On a souvent répété que le Français ignorait la géographie ...
En tout cas, on ne saurait nier que, pour lui, le Brésil est l'Eldorado, le
pays de l'or. Pour les jeunes désireux de tenter l'expérience, c'est an mirage,
surtout quand ils pensent à faire la récolte des diamants.
Certes le Brésil, en ses régions du Matto-Grosso ou de
l'Amazone, renferme le très précieux cristal, la gemme aux mille feux irisés ;
mais, mille fois contre une, il ne s'agit aucunement de ces pierres destinées à
orner le cou, le doigt ou les oreilles d'une femme à la mode. Ce que l'on
trouve, ce sont des diamants noirs, destinés à des usages industriels, ou des
pierres à première vue splendides par leurs grosseurs, mais que des stries,
colorations, teintes, défauts rendront impropres à toute taille de joaillier.

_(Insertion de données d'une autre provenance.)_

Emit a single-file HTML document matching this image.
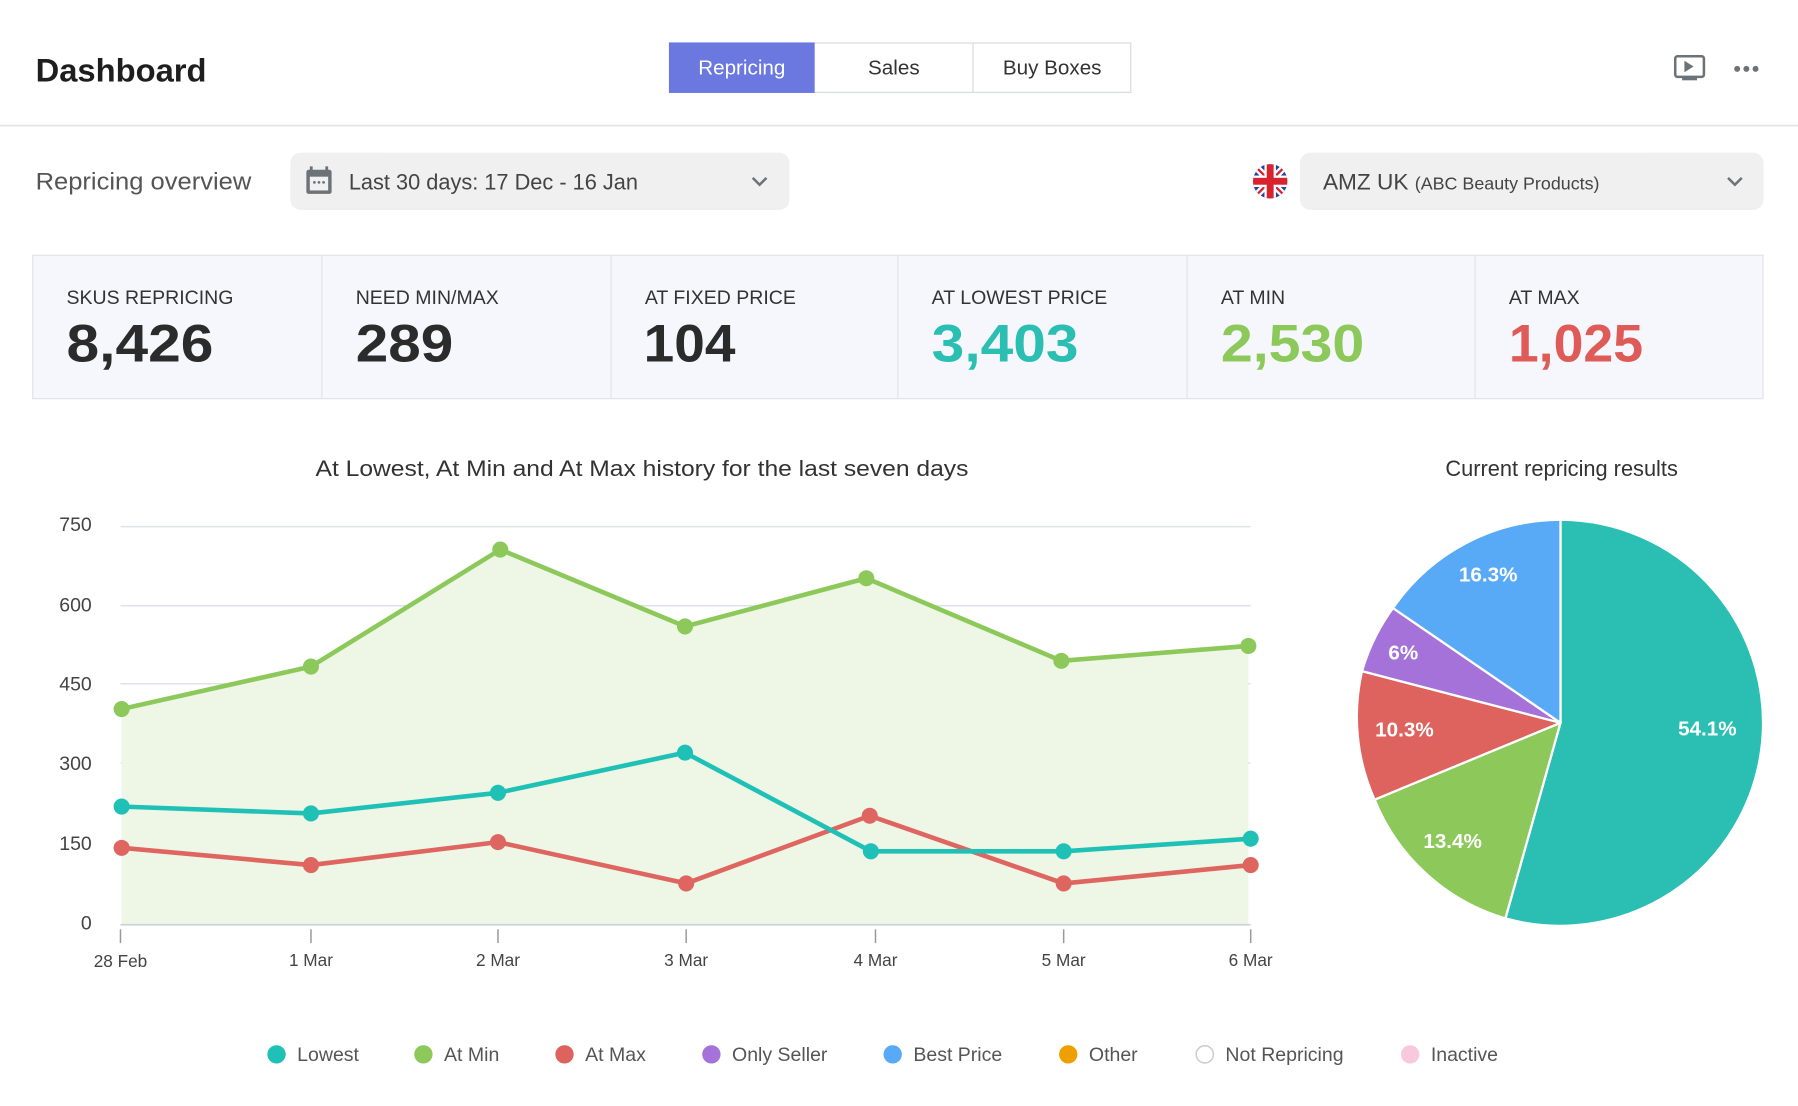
<!DOCTYPE html>
<html><head><meta charset="utf-8"><style>
html,body{margin:0;padding:0;background:#fff;width:1798px;height:1106px;overflow:hidden}
svg{display:block}
text{font-family:"Liberation Sans",sans-serif}
</style></head><body>
<svg width="1798" height="1106" viewBox="0 0 1567 964" preserveAspectRatio="none" xmlns="http://www.w3.org/2000/svg">
<!-- header -->
<text x="31" y="71" font-size="28" font-weight="bold" fill="#1e1e1e" textLength="149" lengthAdjust="spacingAndGlyphs">Dashboard</text>
<rect x="583.5" y="37.5" width="402" height="43" fill="#fff" stroke="#d6d9e0"/>
<rect x="583" y="37" width="127" height="44" fill="#6a78e0"/>
<line x1="848" y1="37" x2="848" y2="81" stroke="#d6d9e0"/>
<text x="646.5" y="65" font-size="18" fill="#fff" text-anchor="middle">Repricing</text>
<text x="779" y="65" font-size="18" fill="#333" text-anchor="middle">Sales</text>
<text x="917" y="65" font-size="18" fill="#333" text-anchor="middle">Buy Boxes</text>
<!-- icons -->
<rect x="1460" y="49" width="25" height="18" rx="2" fill="none" stroke="#6b7378" stroke-width="2.2"/>
<path d="M1468 53 L1476 58 L1468 63 Z" fill="#6b7378"/>
<rect x="1466" y="67" width="13" height="3" fill="#6b7378"/>
<circle cx="1514" cy="60" r="2.6" fill="#6b7378"/><circle cx="1522" cy="60" r="2.6" fill="#6b7378"/><circle cx="1530" cy="60" r="2.6" fill="#6b7378"/>
<line x1="0" y1="109.5" x2="1567" y2="109.5" stroke="#e3e3e3" stroke-width="1.5"/>
<!-- row 2 -->
<text x="31" y="165" font-size="21" fill="#555" textLength="188" lengthAdjust="spacingAndGlyphs">Repricing overview</text>
<rect x="253" y="133" width="435" height="50" rx="9" fill="#f0f0f0"/>
<rect x="267" y="148" width="22" height="21" rx="2" fill="#6b7378"/>
<rect x="270" y="154" width="16" height="12" fill="#f0f0f0"/>
<rect x="270" y="145" width="2.5" height="5" fill="#6b7378"/><rect x="283.5" y="145" width="2.5" height="5" fill="#6b7378"/>
<circle cx="274" cy="159" r="1.2" fill="#6b7378"/><circle cx="278" cy="159" r="1.2" fill="#6b7378"/><circle cx="282" cy="159" r="1.2" fill="#6b7378"/>
<text x="304" y="165" font-size="19" fill="#444" textLength="252" lengthAdjust="spacingAndGlyphs">Last 30 days: 17 Dec - 16 Jan</text>
<path d="M656 155 L662 161 L668 155" fill="none" stroke="#6b7378" stroke-width="2.2"/>
<!-- flag -->
<defs><clipPath id="fc"><circle cx="1107" cy="158" r="15"/></clipPath></defs>
<g clip-path="url(#fc)">
<rect x="1090" y="141" width="34" height="34" fill="#2a3f9c"/>
<path d="M1090 141 L1124 175 M1124 141 L1090 175" stroke="#fff" stroke-width="6"/>
<path d="M1090 141 L1124 175 M1124 141 L1090 175" stroke="#d8232f" stroke-width="2"/>
<rect x="1090" y="153" width="34" height="10" fill="#fff"/><rect x="1102" y="141" width="10" height="34" fill="#fff"/>
<rect x="1090" y="155" width="34" height="6" fill="#d8232f"/><rect x="1104" y="141" width="6" height="34" fill="#d8232f"/>
</g>
<rect x="1133" y="133" width="404" height="50" rx="9" fill="#f0f0f0"/>
<text x="1153" y="165" font-size="19" fill="#444" textLength="241" lengthAdjust="spacingAndGlyphs">AMZ UK <tspan font-size="15">(ABC Beauty Products)</tspan></text>
<path d="M1506 155 L1512 161 L1518 155" fill="none" stroke="#6b7378" stroke-width="2.2"/>
<!-- cards -->
<rect x="28.5" y="222.5" width="1508" height="125" fill="#f6f7fc" stroke="#e0e2e8"/>
<g stroke="#e0e2e8"><line x1="280.5" y1="223" x2="280.5" y2="347"/><line x1="532.5" y1="223" x2="532.5" y2="347"/><line x1="782.5" y1="223" x2="782.5" y2="347"/><line x1="1034.5" y1="223" x2="1034.5" y2="347"/><line x1="1285.5" y1="223" x2="1285.5" y2="347"/></g>
<g font-size="17" fill="#333">
<text x="58" y="265">SKUS REPRICING</text><text x="310" y="265">NEED MIN/MAX</text><text x="562" y="265">AT FIXED PRICE</text>
<text x="812" y="265">AT LOWEST PRICE</text><text x="1064" y="265">AT MIN</text><text x="1315" y="265">AT MAX</text></g>
<g font-size="46" font-weight="bold">
<text x="58" y="315" fill="#2b2b2b" textLength="128" lengthAdjust="spacingAndGlyphs">8,426</text>
<text x="310" y="315" fill="#2b2b2b" textLength="85" lengthAdjust="spacingAndGlyphs">289</text>
<text x="561" y="315" fill="#2b2b2b" textLength="80" lengthAdjust="spacingAndGlyphs">104</text>
<text x="812" y="315" fill="#2bbfb3" textLength="128" lengthAdjust="spacingAndGlyphs">3,403</text>
<text x="1064" y="315" fill="#8cc95a" textLength="125" lengthAdjust="spacingAndGlyphs">2,530</text>
<text x="1315" y="315" fill="#de5b57" textLength="117" lengthAdjust="spacingAndGlyphs">1,025</text></g>
<!-- line chart -->
<text x="275" y="415" font-size="19" fill="#333" textLength="569" lengthAdjust="spacingAndGlyphs">At Lowest, At Min and At Max history for the last seven days</text>
<g font-size="17" fill="#444" text-anchor="end">
<text x="80" y="463">750</text><text x="80" y="533">600</text><text x="80" y="602">450</text><text x="80" y="671">300</text><text x="80" y="741">150</text><text x="80" y="810">0</text></g>
<g stroke="#dde3ec" stroke-width="1.3"><line x1="105" y1="459" x2="1090" y2="459"/><line x1="105" y1="528" x2="1090" y2="528"/><line x1="105" y1="596" x2="1090" y2="596"/><line x1="105" y1="665" x2="1090" y2="665"/><line x1="105" y1="734" x2="1090" y2="734"/></g>
<path d="M106 618 L271 581 L436 479 L597 546 L755 504 L925 576 L1088 563 L1088 806 L106 806 Z" fill="#eef6e6"/>
<line x1="105" y1="806" x2="1090" y2="806" stroke="#ccd3dc" stroke-width="1.5"/>
<g stroke="#999" stroke-width="1.3"><line x1="105" y1="810" x2="105" y2="822"/><line x1="271" y1="810" x2="271" y2="822"/><line x1="434" y1="810" x2="434" y2="822"/><line x1="598" y1="810" x2="598" y2="822"/><line x1="763" y1="810" x2="763" y2="822"/><line x1="927" y1="810" x2="927" y2="822"/><line x1="1090" y1="810" x2="1090" y2="822"/></g>
<g font-size="15" fill="#444" text-anchor="middle"><text x="105" y="843">28 Feb</text><text x="271" y="842">1 Mar</text><text x="434" y="842">2 Mar</text><text x="598" y="842">3 Mar</text><text x="763" y="842">4 Mar</text><text x="927" y="842">5 Mar</text><text x="1090" y="842">6 Mar</text></g>
<g fill="none" stroke-width="4" stroke-linejoin="round">
<path d="M106 618 L271 581 L436 479 L597 546 L755 504 L925 576 L1088 563" stroke="#8cc95a"/>
<path d="M106 739 L271 754 L434 734 L598 770 L758 711 L927 770 L1090 754" stroke="#de6560"/>
<path d="M106 703 L271 709 L434 691 L597 656 L759 742 L927 742 L1090 731" stroke="#1fc1b6"/>
</g>
<g fill="#8cc95a"><circle cx="106" cy="618" r="7"/><circle cx="271" cy="581" r="7"/><circle cx="436" cy="479" r="7"/><circle cx="597" cy="546" r="7"/><circle cx="755" cy="504" r="7"/><circle cx="925" cy="576" r="7"/><circle cx="1088" cy="563" r="7"/></g>
<g fill="#de6560"><circle cx="106" cy="739" r="7"/><circle cx="271" cy="754" r="7"/><circle cx="434" cy="734" r="7"/><circle cx="598" cy="770" r="7"/><circle cx="758" cy="711" r="7"/><circle cx="927" cy="770" r="7"/><circle cx="1090" cy="754" r="7"/></g>
<g fill="#1fc1b6"><circle cx="106" cy="703" r="7"/><circle cx="271" cy="709" r="7"/><circle cx="434" cy="691" r="7"/><circle cx="597" cy="656" r="7"/><circle cx="759" cy="742" r="7"/><circle cx="927" cy="742" r="7"/><circle cx="1090" cy="731" r="7"/></g>
<!-- pie -->
<text x="1361" y="415" font-size="19" fill="#333" text-anchor="middle">Current repricing results</text>
<g stroke="#fff" stroke-width="2" stroke-linejoin="round">
<path d="M1360 630 L1360 453 A177 177 0 1 1 1312 800.5 Z" fill="#2bbfb3"/>
<path d="M1360 630 L1312 800.5 A177 177 0 0 1 1198 697 Z" fill="#8cc95a"/>
<path d="M1360 630 L1198 697 A177 177 0 0 1 1187 585 Z" fill="#de625e"/>
<path d="M1360 630 L1187 585 A177 177 0 0 1 1214 530 Z" fill="#a472d8"/>
<path d="M1360 630 L1214 530 A177 177 0 0 1 1360 453 Z" fill="#58aaf6"/>
</g>
<g font-size="18" font-weight="bold" fill="#fff" text-anchor="middle">
<text x="1488" y="641">54.1%</text><text x="1266" y="739">13.4%</text><text x="1224" y="642">10.3%</text><text x="1223" y="575">6%</text><text x="1297" y="507">16.3%</text></g>
<!-- legend -->
<g font-size="17" fill="#555">
<circle cx="241" cy="919" r="8" fill="#1fc1b6"/><text x="259" y="925">Lowest</text>
<circle cx="369" cy="919" r="8" fill="#8cc95a"/><text x="387" y="925">At Min</text>
<circle cx="492" cy="919" r="8" fill="#de625e"/><text x="510" y="925">At Max</text>
<circle cx="620" cy="919" r="8" fill="#a472d8"/><text x="638" y="925">Only Seller</text>
<circle cx="778" cy="919" r="8" fill="#58aaf6"/><text x="796" y="925">Best Price</text>
<circle cx="931" cy="919" r="8" fill="#eea000"/><text x="949" y="925">Other</text>
<circle cx="1050" cy="919" r="7.5" fill="#fff" stroke="#ccc" stroke-width="1.3"/><text x="1068" y="925">Not Repricing</text>
<circle cx="1229" cy="919" r="8" fill="#f8c8dc"/><text x="1247" y="925">Inactive</text>
</g>
</svg>
</body></html>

Les prospecteurs de diamants sont surtout nombreux à la
frontière du Matto-Grosso. Le seul moyen de transport depuis la côte est la
rivière, mais il ne faut pas croire qu'il y a possibilité de trouver à jour
fixe, comme dans l'ancienne France, des coches d'eau. C'est individuellement,
et en pirogue, qu'il faut remonter le courant, grâce aux bras puissants du
piroguier indigène. Heureusement, la rémunération est peu coûteuse et se limite
à quelques centaines d'unités de la monnaie locale, avec le traditionnel
scellement d'une bouteille d’alcool de canne à sucre.
Les indigènes, sans être des sauvages, en affectent les coutumes.
Indigène ne signifie, du reste, pas grand' chose, car, le plus souvent, il
s'agit de métis des quatre coins du monde, d'épaves de pays lointains fixées en
ces lieux, une ou deux générations avant. Le costume est réduit à un pagne orné
d'une arlequinade de tissus. Mais l'indigène porte les cheveux longs, épars sur
les épaules, et répandant une terrible odeur de suif, de graisse rance, de
sueur fermentée, le tout joint à celle de chien mouillé et malpropre !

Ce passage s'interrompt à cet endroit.